The architecture seems surreal, unfeasibly artistic. The window-panes like plates of glassy toffee kneaded into gingerbread walls, the plaster holding it all together like cake icing spread with a knife. The browns, the blacks, the whites, all the shades, garnished by a pale blue shutter or a ribbon of green triangular flags arching across the street.
And now, in a mix of old and new, the slogan of the Houthi movement, spray-painted in reds and greens on the gingerbread walls as though in keeping with the holiday theme currently doing the rounds in other shopping centres around the world. Christmas (or Eid Al-Milad Issa), the feast of Jesus’ birth, being but days away of course.
The slogan appears at first threatening, ominous words graffitied onto city walls hundreds of years old and backed up by the barrel of a gun.

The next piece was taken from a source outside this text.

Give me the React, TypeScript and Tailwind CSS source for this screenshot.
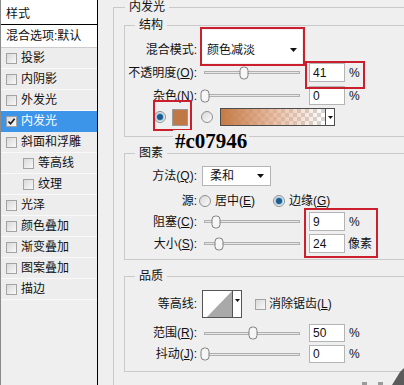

But then, the words themselves seem laughable – the empty threat of a mountain-born movement seeking to whip up support through generic discontent against faceless, never-before-seen external aggressors (for how many Yemenis have really ever met a Jew?).
“God is great,” The slogan reads.
“Death to America, death to Israel, curses on the Jews, victory to Islam.”
Somehow, I can’t imagine the Houthi teenagers swarming Sana’a, conquering both the US and Israel in a final cataclysmic battle – but maybe that’s just an idiot talking.
And “victory to Islam” eh? This is what the green flags all over the street supposedly decry. All the standard crooning of a Arab political movement in foment. Allahu Akbar, Allahu Akbar… Victory to Islam.
The Houthis are in town. And they want everyone to be reminded of it. A “predatory periphery” come down to roost in the urban core. I leave Yemen – not for the last time I hope and a short flight brings me to Addis Ababa and a long, sleepless transit in a “sleeper lounge”. And then a take-off, an in-flight movie, a measly meal and a less-than-halal-touchdown later and I am in Africa… in Mali… I have some unfinished business here from a year-and-a-half ago. Unfinished business in the North. In the desert.